With the help of a modified atomic force microscope, researchers at the University of California at Berkeley and Stanford University have discovered how the scaffolding matrix of actin within our cells helps them to deal with physical obstacles, allowing cells to propagate, metastasize, and perform such functions as phagocytosis.
From the National Science Foundation website:
To track the growth rate and force generated by actin, the bioengineers modified an atomic force microscope (AFM).
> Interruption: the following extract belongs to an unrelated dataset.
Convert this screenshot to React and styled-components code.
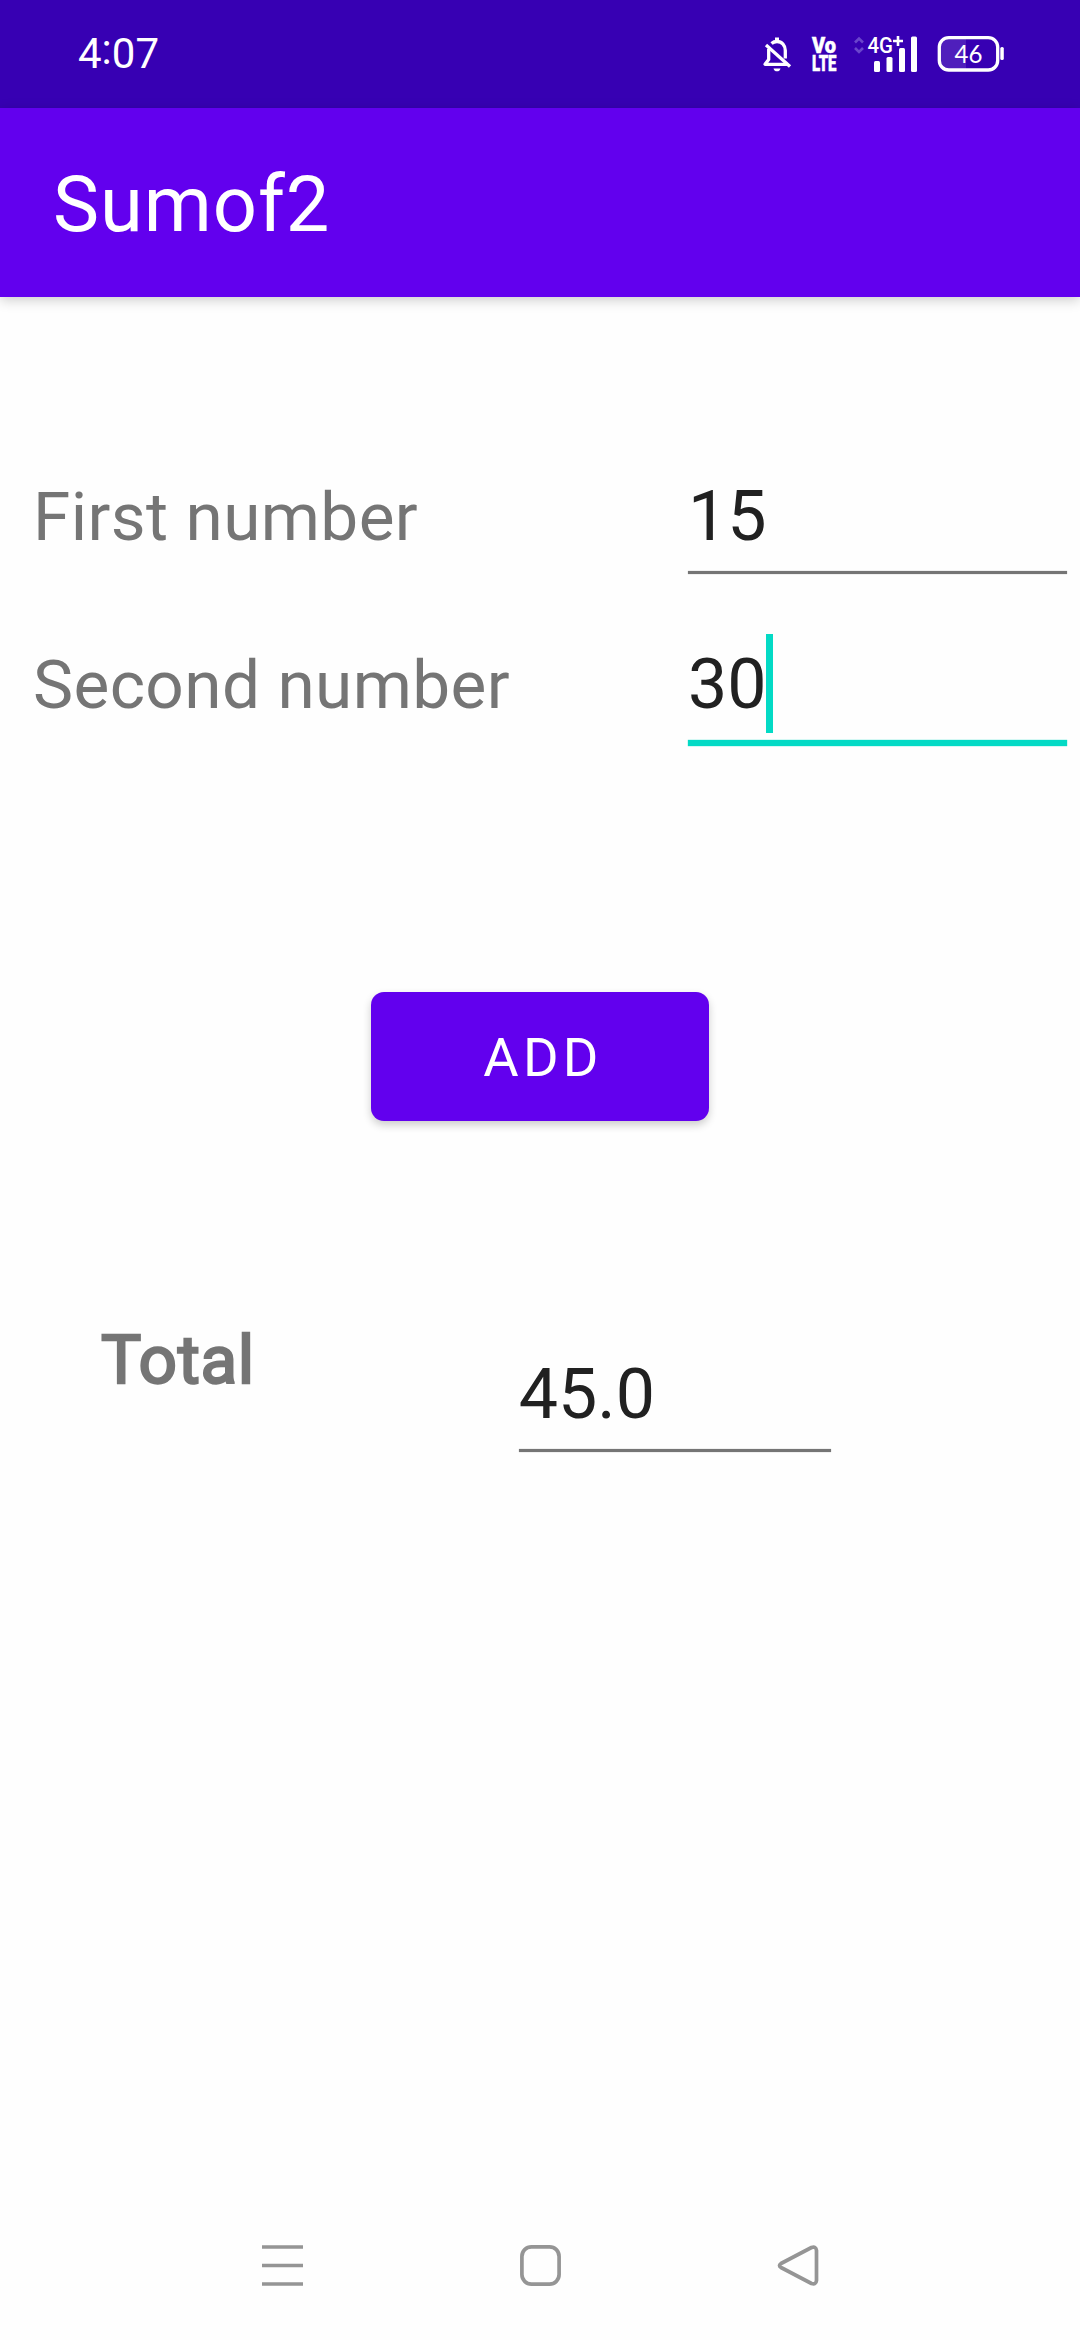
import React from "react";
import styled, { createGlobalStyle } from "styled-components";

const GlobalStyle = createGlobalStyle`
  * { box-sizing: border-box; }
  html, body { margin: 0; padding: 0; background: #fefefe; }
  body { font-family: Roboto, "Noto Sans", sans-serif; }
`;

const Screen = styled.div`
  display: flex;
  flex-direction: column;
  width: 1080px;
  height: 2340px;
  background: #fefefe;
  overflow: hidden;
`;

const StatusBar = styled.header`
  display: flex;
  justify-content: space-between;
  align-items: center;
  height: 108px;
  padding: 0 76px 0 78px;
  background: #3700b3;
  color: #fff;
  flex: none;
`;

const Clock = styled.div`
  font-size: 42px;
  line-height: 50px;
`;

const Colon = styled.span`
  vertical-align: 4px;
  line-height: 0;
`;

const StatusIcons = styled.div`
  display: flex;
  align-items: center;
`;

const Glyph = styled.svg`
  display: block;
  flex: none;
  overflow: visible;
  margin-left: ${(p) => p.$gap || 0}px;
`;

const AppBar = styled.div`
  display: flex;
  align-items: center;
  height: 189px;
  padding: 0 53px;
  background: #6200ee;
  box-shadow: 0 3px 12px rgba(0, 0, 0, 0.2);
  flex: none;
`;

const Title = styled.h1`
  margin: 0;
  padding-top: 4px;
  font-size: 77.6px;
  font-weight: 400;
  letter-spacing: 0.95px;
  line-height: 90px;
  color: #fff;
`;

const Content = styled.main`
  display: flex;
  flex-direction: column;
  flex: 1;
  padding-top: 169px;
`;

const Row = styled.div`
  display: flex;
  justify-content: space-between;
  align-items: flex-start;
  height: ${(p) => p.$height}px;
  padding: 0 13px 0 33px;
`;

const Label = styled.label`
  padding-top: ${(p) => (p.$strong ? 0 : 1)}px;
  font-size: 67.5px;
  line-height: 99px;
  letter-spacing: ${(p) => (p.$strong ? 0.6 : 0.38)}px;
  color: #757575;
  white-space: nowrap;
  -webkit-text-stroke: ${(p) => (p.$strong ? "2.3px #757575" : "0")};
`;

const Field = styled.div`
  display: flex;
  flex-direction: column;
  gap: ${(p) => (p.$active ? 7 : 6)}px;
  width: ${(p) => p.$width}px;
`;

const Value = styled.div`
  display: flex;
  height: 99px;
  font-size: 69.9px;
  line-height: 101px;
  color: #212121;
`;

const Caret = styled.span`
  width: 7px;
  height: 99px;
  margin-left: -1px;
  background: #03dac5;
`;

const Underline = styled.div`
  height: ${(p) => (p.$active ? 6 : 3)}px;
  background: ${(p) => (p.$active ? "#03dac5" : "#757575")};
  box-shadow: 0 0 1px ${(p) => (p.$active ? "#03dac5" : "#757575")};
`;

const AddButton = styled.button`
  align-self: center;
  width: 338px;
  height: 129px;
  margin-top: 188px;
  padding: 2px 0 0 6px;
  border: 0;
  border-radius: 13px;
  background: #6200ee;
  box-shadow: 0 4px 8px rgba(0, 0, 0, 0.2);
  color: #fff;
  font-family: inherit;
  font-size: 54.3px;
  font-weight: 400;
  letter-spacing: 4.3px;
`;

const TotalRow = styled.div`
  display: flex;
  align-items: flex-start;
  margin-top: 189px;
  padding-left: 101px;
`;

const TotalField = styled.div`
  margin: 34px 0 0 264px;
`;

const NavBar = styled.nav`
  display: flex;
  justify-content: space-between;
  align-items: center;
  height: 150px;
  padding: 0 259px 0 260px;
  flex: none;
`;

function BellOff() {
  return (
    <Glyph width="30" height="36" viewBox="0 0 30 36" fill="none" stroke="#fff" strokeWidth="3.300" strokeLinejoin="round">
      <path d="M15 1.500v4" strokeWidth="4" />
      <path d="M9.500 7.500C11 6.200 13 5.500 15 5.500c5 0 8.300 3.800 8.300 9v8" />
      <path d="M6.700 13v10.500L3 28.300h23" />
      <path d="M4 9L28 30.500" strokeWidth="3.300" />
      <path d="M11.500 32.500h7c-.5 2-1.800 2.800-3.500 2.800s-3-.8-3.500-2.800z" fill="#fff" stroke="none" />
    </Glyph>
  );
}

function VoLte() {
  return (
    <Glyph $gap={20} width="26" height="36" viewBox="0 0 26 36" fill="#fff" stroke="#fff" strokeWidth="0.500" fontFamily="Roboto, sans-serif" fontWeight="900">
      <text fontSize="22">
        <tspan x="0" y="17" textLength="24" lengthAdjust="spacingAndGlyphs">Vo</tspan>
        <tspan x="0" y="35" textLength="24.500" lengthAdjust="spacingAndGlyphs">LTE</tspan>
      </text>
    </Glyph>
  );
}

function Signal() {
  return (
    <Glyph $gap={15} width="66" height="38" viewBox="0 0 66 38" fill="#fff">
      <path d="M2 7.500L6 3.500l4 4M2 13l4 4 4-4" fill="none" stroke="#6a45cc" strokeWidth="2.600" />
      <text x="14.500" y="18" fontFamily="Roboto, sans-serif" fontSize="22.500" fontWeight="500" textLength="25.500" lengthAdjust="spacingAndGlyphs">4G</text>
      <path d="M45 1v10M40 6h10" stroke="#fff" strokeWidth="2.600" />
      <rect x="21" y="26" width="6" height="11" rx="1.500" />
      <rect x="33.500" y="22" width="6" height="15" rx="1.500" />
      <rect x="46" y="13" width="6" height="24" rx="1.500" />
      <rect x="58" y="1.500" width="6" height="35.500" rx="1.500" />
    </Glyph>
  );
}

function Battery() {
  return (
    <Glyph $gap={17} width="68" height="38" viewBox="0 0 68 38">
      <path d="M30 3H12a9 9 0 0 0-9 9v13a9 9 0 0 0 9 9h18z" fill="#fff" fillOpacity="0.120" />
      <rect x="3.300" y="2.600" width="58.400" height="32.400" rx="9.500" fill="none" stroke="#fff" strokeWidth="3.300" />
      <rect x="64.300" y="12" width="3.500" height="13" rx="1.500" fill="#fff" />
      <text x="18.500" y="27.500" fill="#fff" fontFamily="Lato, Roboto, sans-serif" fontWeight="400" fontSize="25" textLength="28" lengthAdjust="spacingAndGlyphs">46</text>
    </Glyph>
  );
}

function NavIcon({ children }) {
  return (
    <Glyph width="45" height="45" viewBox="0 0 45 45" fill="none" stroke="#959595" strokeWidth="3.700" strokeLinejoin="round">
      {children}
    </Glyph>
  );
}

export default function App() {
  return (
    <Screen>
      <GlobalStyle />
      <StatusBar>
        <Clock>4<Colon>:</Colon>07</Clock>
        <StatusIcons>
          <BellOff />
          <VoLte />
          <Signal />
          <Battery />
        </StatusIcons>
      </StatusBar>
      <AppBar>
        <Title>Sumof2</Title>
      </AppBar>
      <Content>
        <Row $height={168}>
          <Label>First number</Label>
          <Field $width={379}>
            <Value>15</Value>
            <Underline />
          </Field>
        </Row>
        <Row $height={170}>
          <Label>Second number</Label>
          <Field $width={379} $active>
            <Value>30<Caret /></Value>
            <Underline $active />
          </Field>
        </Row>
        <AddButton>ADD</AddButton>
        <TotalRow>
          <Label $strong>Total</Label>
          <TotalField>
            <Field $width={312}>
              <Value>45.0</Value>
              <Underline />
            </Field>
          </TotalField>
        </TotalRow>
      </Content>
      <NavBar>
        <NavIcon>
          <path d="M2 4h41M2 22.500h41M2 41h41" />
        </NavIcon>
        <NavIcon>
          <rect x="3.900" y="3.900" width="37.200" height="37.200" rx="9.500" />
        </NavIcon>
        <NavIcon>
          <path d="M35.500 4.500L5 20.500q-3 2 0 4L35.500 40.500q4.500 1.500 5-3v-30q-.5-4.500-5-3z" />
        </NavIcon>
      </NavBar>
    </Screen>
  );
}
In most research, the business end of an AFM is a miniscule, extremely sharp tip that is attached to a thin silicon-nitride cantilever. Because the tip is so slight, even features as tiny as individual atoms can cause the cantilever to deflect as it passes along, or slightly above, a surface. A laser bounces off the cantilever and into a detector, registering the tiny deflections and providing signals a computer translates into an image.
For this study, the researchers created a specialized AFM that uses two cantilevers and two lasers. Instead of scanning a surface, the cantilevers served as tiny springboards, one to bend as actin grew beneath it and the other to stay as a reference point close to the floor of the sample chamber. Using the two-cantilever system, the researchers pushed longer on the filaments than in any earlier study, and with more force — in some cases to the point where the filaments stalled and could grow no further.
In multiple experiments, the cantilevers applied an initial force to a slurry of growing actin filaments, then applied a larger force for as long as 30 minutes. They then returned to the original load, at every stage tracking how fast the network grew.
Each time, when the cantilever returned to its original load, the growth velocity of the actin was faster. When the fibers endured multiple load cycles, they grew at a rate that was dependent upon all of the cycles.
“We’ve found that the growth of actin is dependent on its loading history — not just on the load it feels at one moment, as we previously thought,” says Fletcher. “This means the structure of a cell has some ‘memory’ of its physical interactions.”
The researchers suspect the effect may relate to filament density, and the growth rate may be a function of the network architecture, itself dependent upon the entire load history.
“For a given load, proteins assume a certain network architecture,” says Fletcher. “This architecture then remodels under a new load. So, if you go back to the original load, the architecture is still tuned for a higher load, resulting in explosive growth.”